Line upon line, God taught me to be more comfortable with my queerness. Then, one miraculous day, I was ready to learn the greatest truth of all about my queerness. As I let my queerness show, as I let it become part of my entire being, God said, “At last—you are back to the way you were before—the way I always knew you. It is so good to see you whole again.” I understood then that God’s love for me was not DESPITE my queerness, but INCLUSIVE OF my queerness.

Since then I have come to understand that God’s plan does not exclude queer people or work around queer people, but INCLUDES queer people. The Plan of Salvation has been revealed in part, but God “will yet reveal many great and important things pertaining to the Kingdom of God.”

This is my testimony. God loves us queers, we belong, and we have a place in the highest degree of glory in the Celestial Kingdom—not in a form that is changed from how we are now, but just as we are. I share this in the name of our Creator, amen.

2 Comments

  1. Izzy on November 16, 2019 at 10:32 AM

    This was beautifully written! (And I’m an author, so I should know)
    I’m an aromantic asexual non binary introverted thirteen year old with anxiety, chronic depression, and OCD in addition to a weird mental illness that I can never spell. Also I have a skin disorder. So, yeah, I know what you’re talking about. I haven’t come out as asexual/aromantic/non binary yet, and I’m struggling with the views of the LDS church on the subject, so this helped me a lot.

    If anyone reads this, can you give me some advice on my situation?

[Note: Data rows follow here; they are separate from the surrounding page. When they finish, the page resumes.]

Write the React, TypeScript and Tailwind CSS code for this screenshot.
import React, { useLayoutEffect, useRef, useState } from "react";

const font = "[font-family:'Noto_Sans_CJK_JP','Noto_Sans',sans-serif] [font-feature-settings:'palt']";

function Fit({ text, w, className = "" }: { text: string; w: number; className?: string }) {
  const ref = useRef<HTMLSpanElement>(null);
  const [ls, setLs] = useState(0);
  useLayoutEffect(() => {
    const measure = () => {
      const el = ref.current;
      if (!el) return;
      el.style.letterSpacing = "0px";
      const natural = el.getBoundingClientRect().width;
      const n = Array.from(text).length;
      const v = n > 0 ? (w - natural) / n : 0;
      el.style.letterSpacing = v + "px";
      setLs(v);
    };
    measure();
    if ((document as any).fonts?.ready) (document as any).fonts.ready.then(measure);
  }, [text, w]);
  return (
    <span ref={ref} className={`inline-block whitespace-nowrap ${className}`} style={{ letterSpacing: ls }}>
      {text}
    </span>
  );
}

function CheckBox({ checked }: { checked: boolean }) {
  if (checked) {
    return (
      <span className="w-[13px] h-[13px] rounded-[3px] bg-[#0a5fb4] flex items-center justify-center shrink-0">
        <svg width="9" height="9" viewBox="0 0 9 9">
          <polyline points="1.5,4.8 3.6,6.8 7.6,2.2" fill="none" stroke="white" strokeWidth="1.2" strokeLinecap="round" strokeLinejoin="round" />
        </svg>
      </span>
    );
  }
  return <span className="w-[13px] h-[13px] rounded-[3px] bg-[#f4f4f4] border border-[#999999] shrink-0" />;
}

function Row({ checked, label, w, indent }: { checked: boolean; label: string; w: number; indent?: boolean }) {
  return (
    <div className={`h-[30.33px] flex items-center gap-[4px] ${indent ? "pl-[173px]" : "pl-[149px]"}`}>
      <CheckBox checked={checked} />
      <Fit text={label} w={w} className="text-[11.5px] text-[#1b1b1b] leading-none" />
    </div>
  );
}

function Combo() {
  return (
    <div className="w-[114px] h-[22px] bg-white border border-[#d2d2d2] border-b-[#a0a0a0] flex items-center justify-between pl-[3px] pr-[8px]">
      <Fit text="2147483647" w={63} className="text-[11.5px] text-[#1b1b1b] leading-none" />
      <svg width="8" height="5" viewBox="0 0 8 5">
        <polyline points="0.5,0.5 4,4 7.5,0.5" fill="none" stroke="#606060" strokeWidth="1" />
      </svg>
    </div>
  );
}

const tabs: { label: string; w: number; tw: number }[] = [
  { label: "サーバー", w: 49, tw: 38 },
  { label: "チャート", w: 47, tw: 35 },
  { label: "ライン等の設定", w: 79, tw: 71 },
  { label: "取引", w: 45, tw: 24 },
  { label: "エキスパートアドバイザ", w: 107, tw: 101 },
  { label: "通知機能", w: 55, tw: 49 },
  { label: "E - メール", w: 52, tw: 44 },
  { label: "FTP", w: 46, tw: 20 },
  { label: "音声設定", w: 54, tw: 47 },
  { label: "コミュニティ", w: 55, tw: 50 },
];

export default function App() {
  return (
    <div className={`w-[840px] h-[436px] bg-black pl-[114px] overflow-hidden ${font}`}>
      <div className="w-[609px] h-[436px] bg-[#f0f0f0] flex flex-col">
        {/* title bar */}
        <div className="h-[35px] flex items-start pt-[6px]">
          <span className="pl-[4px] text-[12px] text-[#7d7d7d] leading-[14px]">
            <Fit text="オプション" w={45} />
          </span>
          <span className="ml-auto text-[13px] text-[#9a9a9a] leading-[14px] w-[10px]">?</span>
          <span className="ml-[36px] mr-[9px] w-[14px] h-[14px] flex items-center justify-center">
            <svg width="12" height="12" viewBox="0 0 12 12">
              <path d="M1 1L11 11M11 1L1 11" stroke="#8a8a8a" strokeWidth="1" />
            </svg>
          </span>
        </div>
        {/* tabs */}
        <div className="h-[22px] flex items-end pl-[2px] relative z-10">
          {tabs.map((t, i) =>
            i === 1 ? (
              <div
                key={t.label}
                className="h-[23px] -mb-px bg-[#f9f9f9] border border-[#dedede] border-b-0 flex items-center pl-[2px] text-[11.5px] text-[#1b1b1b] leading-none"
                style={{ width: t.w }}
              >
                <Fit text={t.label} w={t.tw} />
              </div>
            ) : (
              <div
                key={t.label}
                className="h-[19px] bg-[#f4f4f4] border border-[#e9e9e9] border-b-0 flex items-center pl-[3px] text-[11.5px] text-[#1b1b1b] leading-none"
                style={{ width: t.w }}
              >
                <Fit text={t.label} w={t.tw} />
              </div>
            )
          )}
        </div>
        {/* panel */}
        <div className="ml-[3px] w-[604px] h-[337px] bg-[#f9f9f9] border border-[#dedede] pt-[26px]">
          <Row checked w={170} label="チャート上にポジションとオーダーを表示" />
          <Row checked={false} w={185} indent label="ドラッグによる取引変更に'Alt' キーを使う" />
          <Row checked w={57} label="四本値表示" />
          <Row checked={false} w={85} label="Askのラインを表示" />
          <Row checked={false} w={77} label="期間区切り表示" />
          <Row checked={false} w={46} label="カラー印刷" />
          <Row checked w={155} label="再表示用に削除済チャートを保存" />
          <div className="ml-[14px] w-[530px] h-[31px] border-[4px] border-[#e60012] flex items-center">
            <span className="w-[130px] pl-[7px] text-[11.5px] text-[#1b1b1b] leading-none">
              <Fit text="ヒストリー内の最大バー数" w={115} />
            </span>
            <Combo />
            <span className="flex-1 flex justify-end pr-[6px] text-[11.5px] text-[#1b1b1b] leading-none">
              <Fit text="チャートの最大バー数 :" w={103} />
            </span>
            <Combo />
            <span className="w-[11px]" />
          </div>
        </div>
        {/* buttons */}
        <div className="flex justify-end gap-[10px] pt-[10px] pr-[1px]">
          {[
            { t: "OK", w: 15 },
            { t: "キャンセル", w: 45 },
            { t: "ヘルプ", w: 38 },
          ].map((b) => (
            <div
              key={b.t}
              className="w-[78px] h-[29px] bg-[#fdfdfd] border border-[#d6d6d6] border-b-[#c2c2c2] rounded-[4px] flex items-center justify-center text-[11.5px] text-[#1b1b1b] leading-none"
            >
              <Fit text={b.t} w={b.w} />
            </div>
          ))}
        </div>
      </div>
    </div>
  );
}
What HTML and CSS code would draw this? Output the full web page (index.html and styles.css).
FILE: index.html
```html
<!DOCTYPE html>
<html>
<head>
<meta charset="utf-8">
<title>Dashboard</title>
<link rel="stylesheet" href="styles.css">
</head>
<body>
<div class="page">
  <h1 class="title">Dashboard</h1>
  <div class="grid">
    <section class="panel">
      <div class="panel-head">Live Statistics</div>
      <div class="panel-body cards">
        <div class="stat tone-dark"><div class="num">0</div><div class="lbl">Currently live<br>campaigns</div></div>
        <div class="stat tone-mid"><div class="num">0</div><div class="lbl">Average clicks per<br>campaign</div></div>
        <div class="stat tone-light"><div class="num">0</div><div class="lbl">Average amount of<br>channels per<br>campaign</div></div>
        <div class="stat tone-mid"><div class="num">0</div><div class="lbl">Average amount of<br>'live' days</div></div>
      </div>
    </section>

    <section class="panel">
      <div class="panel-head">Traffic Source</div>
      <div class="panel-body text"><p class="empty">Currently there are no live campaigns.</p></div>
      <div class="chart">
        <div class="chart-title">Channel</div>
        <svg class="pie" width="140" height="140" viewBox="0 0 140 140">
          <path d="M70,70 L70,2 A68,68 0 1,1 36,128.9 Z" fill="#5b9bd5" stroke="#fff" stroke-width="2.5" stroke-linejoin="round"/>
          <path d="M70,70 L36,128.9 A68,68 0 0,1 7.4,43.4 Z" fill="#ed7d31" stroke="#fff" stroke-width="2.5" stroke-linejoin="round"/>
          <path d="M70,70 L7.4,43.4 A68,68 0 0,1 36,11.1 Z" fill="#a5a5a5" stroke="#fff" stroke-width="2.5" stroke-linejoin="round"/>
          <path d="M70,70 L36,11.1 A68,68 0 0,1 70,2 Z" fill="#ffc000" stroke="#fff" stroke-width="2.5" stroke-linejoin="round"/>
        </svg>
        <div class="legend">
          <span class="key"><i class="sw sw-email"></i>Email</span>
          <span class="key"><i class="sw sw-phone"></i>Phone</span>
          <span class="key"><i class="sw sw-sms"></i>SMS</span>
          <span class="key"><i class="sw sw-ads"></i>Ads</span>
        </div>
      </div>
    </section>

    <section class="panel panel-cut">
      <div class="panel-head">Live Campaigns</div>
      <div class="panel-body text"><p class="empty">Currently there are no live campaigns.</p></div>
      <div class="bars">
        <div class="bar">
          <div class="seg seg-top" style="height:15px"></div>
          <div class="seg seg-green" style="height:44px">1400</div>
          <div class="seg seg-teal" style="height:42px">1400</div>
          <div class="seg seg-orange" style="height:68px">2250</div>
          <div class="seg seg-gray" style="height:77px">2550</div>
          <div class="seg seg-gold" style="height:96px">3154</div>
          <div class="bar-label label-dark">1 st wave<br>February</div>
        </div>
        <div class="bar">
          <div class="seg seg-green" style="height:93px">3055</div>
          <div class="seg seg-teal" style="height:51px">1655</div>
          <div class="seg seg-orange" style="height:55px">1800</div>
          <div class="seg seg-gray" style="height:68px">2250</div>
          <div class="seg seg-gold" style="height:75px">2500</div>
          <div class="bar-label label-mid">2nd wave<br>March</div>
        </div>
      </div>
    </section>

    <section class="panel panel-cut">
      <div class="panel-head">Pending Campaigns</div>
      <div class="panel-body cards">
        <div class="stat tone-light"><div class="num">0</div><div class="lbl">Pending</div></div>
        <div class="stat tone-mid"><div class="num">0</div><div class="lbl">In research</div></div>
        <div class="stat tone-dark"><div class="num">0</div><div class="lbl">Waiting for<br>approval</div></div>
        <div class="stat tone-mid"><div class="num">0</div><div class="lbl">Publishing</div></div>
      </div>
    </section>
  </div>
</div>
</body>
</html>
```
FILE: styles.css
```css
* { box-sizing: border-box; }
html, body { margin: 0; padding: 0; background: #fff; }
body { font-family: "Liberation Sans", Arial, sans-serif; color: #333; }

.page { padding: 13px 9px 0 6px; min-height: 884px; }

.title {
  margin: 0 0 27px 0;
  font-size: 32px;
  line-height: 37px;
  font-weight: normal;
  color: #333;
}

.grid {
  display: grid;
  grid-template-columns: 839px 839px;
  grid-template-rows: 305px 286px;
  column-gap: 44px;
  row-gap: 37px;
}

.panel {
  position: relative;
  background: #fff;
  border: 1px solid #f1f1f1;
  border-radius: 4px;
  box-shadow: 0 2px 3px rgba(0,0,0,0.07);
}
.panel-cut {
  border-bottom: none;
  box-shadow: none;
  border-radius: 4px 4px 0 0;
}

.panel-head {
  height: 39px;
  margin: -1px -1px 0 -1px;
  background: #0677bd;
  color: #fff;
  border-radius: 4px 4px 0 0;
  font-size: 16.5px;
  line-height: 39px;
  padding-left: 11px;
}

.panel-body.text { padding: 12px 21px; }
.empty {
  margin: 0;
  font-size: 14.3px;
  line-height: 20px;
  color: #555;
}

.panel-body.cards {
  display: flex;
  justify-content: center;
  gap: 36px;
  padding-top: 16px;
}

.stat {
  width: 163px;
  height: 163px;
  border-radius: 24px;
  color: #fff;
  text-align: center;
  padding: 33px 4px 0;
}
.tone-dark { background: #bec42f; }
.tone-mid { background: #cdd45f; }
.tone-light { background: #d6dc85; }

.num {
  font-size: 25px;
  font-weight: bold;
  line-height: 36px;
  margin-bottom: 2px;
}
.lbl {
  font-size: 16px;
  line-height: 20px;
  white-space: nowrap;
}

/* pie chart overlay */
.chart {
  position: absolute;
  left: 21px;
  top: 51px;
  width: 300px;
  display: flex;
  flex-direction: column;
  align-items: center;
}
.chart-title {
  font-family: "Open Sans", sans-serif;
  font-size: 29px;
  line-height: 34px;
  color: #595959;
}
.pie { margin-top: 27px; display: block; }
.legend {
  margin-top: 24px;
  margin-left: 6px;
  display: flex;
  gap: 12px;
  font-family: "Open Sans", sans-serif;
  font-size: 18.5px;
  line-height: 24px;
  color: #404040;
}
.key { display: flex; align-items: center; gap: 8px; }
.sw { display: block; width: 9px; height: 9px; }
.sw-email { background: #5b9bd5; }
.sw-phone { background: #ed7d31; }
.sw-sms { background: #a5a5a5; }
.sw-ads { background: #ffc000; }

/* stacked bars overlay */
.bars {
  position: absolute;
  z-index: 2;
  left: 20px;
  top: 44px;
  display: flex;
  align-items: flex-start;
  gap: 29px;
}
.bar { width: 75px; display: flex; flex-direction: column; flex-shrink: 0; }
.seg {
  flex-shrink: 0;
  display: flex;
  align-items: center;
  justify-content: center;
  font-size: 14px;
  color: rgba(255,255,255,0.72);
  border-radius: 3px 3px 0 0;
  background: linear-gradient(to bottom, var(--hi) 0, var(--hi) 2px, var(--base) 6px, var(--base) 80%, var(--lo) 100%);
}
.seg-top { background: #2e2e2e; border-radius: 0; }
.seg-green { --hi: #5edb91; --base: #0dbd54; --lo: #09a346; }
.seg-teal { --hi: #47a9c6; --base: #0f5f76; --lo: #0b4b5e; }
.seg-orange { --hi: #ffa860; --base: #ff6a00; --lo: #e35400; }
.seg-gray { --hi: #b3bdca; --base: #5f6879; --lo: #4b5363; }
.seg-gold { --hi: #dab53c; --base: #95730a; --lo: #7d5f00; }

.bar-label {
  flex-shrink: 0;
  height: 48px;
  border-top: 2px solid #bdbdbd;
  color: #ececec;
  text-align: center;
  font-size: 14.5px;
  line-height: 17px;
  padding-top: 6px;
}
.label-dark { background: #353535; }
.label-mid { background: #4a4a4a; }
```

    • Dale on February 23, 2020 at 4:22 PM

      I just found this website but I am a 21 year ol, aro ace, non binary, narcoleptic, autistic, anxious, depressed, pathological demand avoidant (profile of autism), multiple fears, cluttering, stuttering, mess of a person and my P blessing has said I will be sealed in the temple, possibly to a spouse or to my adopted kids, not having kids of my own and it said husband but I’m guessing that was lost in translation, and I will get my endowments. It talked about both and funnily enough I have neither currently.